- **EXERCISE AIM**
Copy every line of the data in which the word "that" occurs.

- **ENTRIES**

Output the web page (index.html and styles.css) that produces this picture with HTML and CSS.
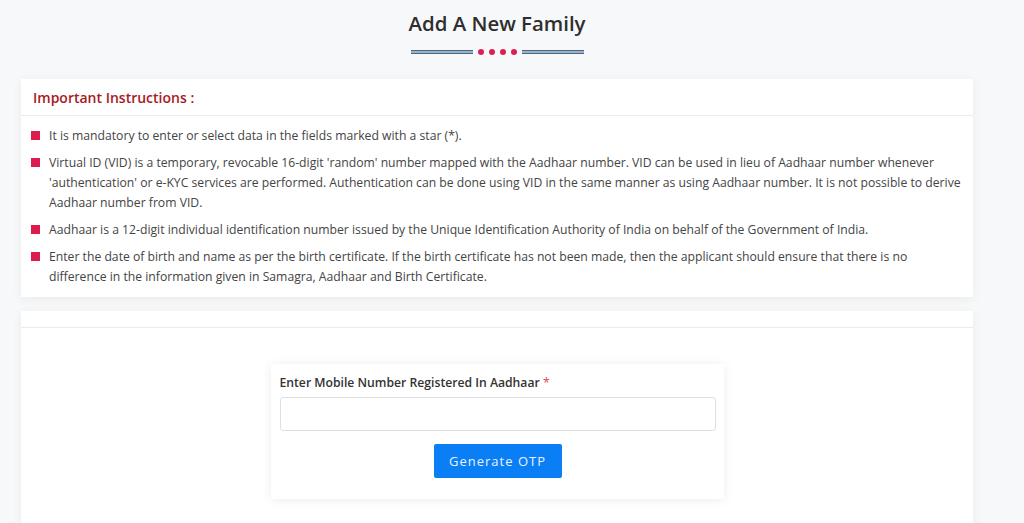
FILE: index.html
```html
<!DOCTYPE html>
<html lang="en">
<head>
<meta charset="utf-8">
<title>Add A New Family</title>
<link rel="stylesheet" href="styles.css">
</head>
<body>
<main class="page">
  <header class="page-head">
    <h1 class="page-title">Add A New Family</h1>
    <div class="divider">
      <span class="divider-line"></span>
      <span class="dot"></span><span class="dot"></span><span class="dot"></span><span class="dot"></span>
      <span class="divider-line"></span>
    </div>
  </header>

  <section class="card">
    <div class="card-head">
      <h2 class="card-title">Important Instructions :</h2>
    </div>
    <ul class="instructions">
      <li>It is mandatory to enter or select data in the fields marked with a star (*).</li>
      <li>Virtual ID (VID) is a temporary, revocable 16-digit 'random' number mapped with the Aadhaar number. VID can be used in lieu of Aadhaar number whenever 'authentication' or e-KYC services are performed. Authentication can be done using VID in the same manner as using Aadhaar number. It is not possible to derive Aadhaar number from VID.</li>
      <li>Aadhaar is a 12-digit individual identification number issued by the Unique Identification Authority of India on behalf of the Government of India.</li>
      <li>Enter the date of birth and name as per the birth certificate. If the birth certificate has not been made, then the applicant should ensure that there is no difference in the information given in Samagra, Aadhaar and Birth Certificate.</li>
    </ul>
  </section>

  <section class="card card-form">
    <div class="card-head card-head-empty"></div>
    <div class="form-body">
      <form class="otp-box">
        <label class="field-label" for="mobile">Enter Mobile Number Registered In Aadhaar <span class="req">*</span></label>
        <input class="field-input" id="mobile" type="text">
        <div class="btn-row">
          <button class="btn-primary" type="button">Generate OTP</button>
        </div>
      </form>
    </div>
  </section>
</main>
</body>
</html>
```

FILE: styles.css
```css
* { box-sizing: border-box; }
html, body { margin: 0; padding: 0; }
body {
  background: #f7f8f9;
  font-family: "Open Sans", "Noto Sans", "Liberation Sans", sans-serif;
  color: #333;
  height: 523px;
  overflow: hidden;
}
.page {
  width: 952px;
  margin-left: 21px;
}
.page-head {
  display: flex;
  flex-direction: column;
  align-items: center;
  padding-top: 8px;
}
.page-title {
  margin: 0;
  font-size: 20.4px;
  font-weight: 600;
  line-height: 30px;
  color: #2e2e2e;
}
.divider {
  display: flex;
  align-items: center;
  gap: 5px;
  margin-top: 10px;
  height: 8px;
}
.divider-line {
  width: 62px;
  height: 4px;
  border-top: 1.5px solid #4b6786;
  border-bottom: 1.5px solid #4b6786;
  background: #9fb0c2;
}
.dot {
  width: 6px;
  height: 6px;
  border-radius: 50%;
  background: #dc1f52;
}
.card {
  background: #fff;
  box-shadow: 0 2px 10px rgba(0,0,0,0.06);
  margin-top: 23px;
}
.card-head {
  height: 37px;
  border-bottom: 1px solid #e9ecef;
  display: flex;
  align-items: center;
  padding-left: 12px;
}
.card-title {
  margin: 0;
  font-size: 14px;
  font-weight: 600;
  color: #a8191e;
}
.instructions {
  list-style: none;
  margin: 0;
  padding: 10px 10px 10px 28px;
  font-size: 12.2px;
  line-height: 20px;
  color: #444;
}
.instructions li {
  position: relative;
  margin-bottom: 7px;
}
.instructions li:last-child { margin-bottom: 0; }
.instructions li::before {
  content: "";
  position: absolute;
  left: -18px;
  top: 5px;
  width: 9px;
  height: 9px;
  background: #dd1b4f;
}
.card-form { margin-top: 14px; }
.card-head-empty { height: 17px; }
.form-body {
  display: flex;
  justify-content: center;
  padding-top: 36px;
  padding-bottom: 30px;
}
.otp-box {
  width: 453px;
  background: #fff;
  box-shadow: 0 1px 10px rgba(0,0,0,0.08);
  padding: 10px 8px 21px 9px;
  display: flex;
  flex-direction: column;
}
.field-label {
  font-size: 12.2px;
  font-weight: 600;
  color: #333;
  line-height: 17px;
}
.req { color: #e0455a; font-weight: 400; }
.field-input {
  margin-top: 6px;
  height: 34px;
  border: 1px solid #dcdfe3;
  border-radius: 3px;
  font: inherit;
  padding: 0 10px;
}
.btn-row {
  display: flex;
  justify-content: center;
  margin-top: 13px;
}
.btn-primary {
  width: 128px;
  height: 34px;
  border: none;
  border-radius: 2px;
  background: #0a7ff5;
  color: #e9f2ff;
  font-family: "Open Sans", "Noto Sans", sans-serif;
  font-size: 13px;
  letter-spacing: 1px;
  cursor: pointer;
}
```
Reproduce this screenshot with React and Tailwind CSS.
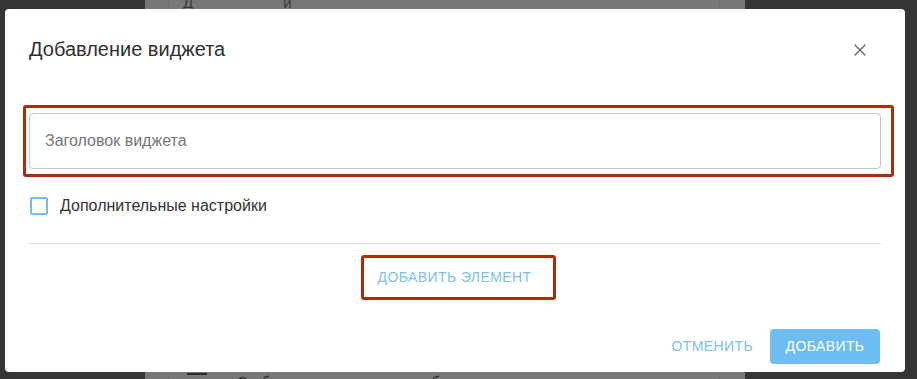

- **EXERCISE RESULT**
Output the web page (index.html and styles.css) that produces this picture with HTML and CSS.
      <li>Enter the date of birth and name as per the birth certificate. If the birth certificate has not been made, then the applicant should ensure that there is no difference in the information given in Samagra, Aadhaar and Birth Certificate.</li>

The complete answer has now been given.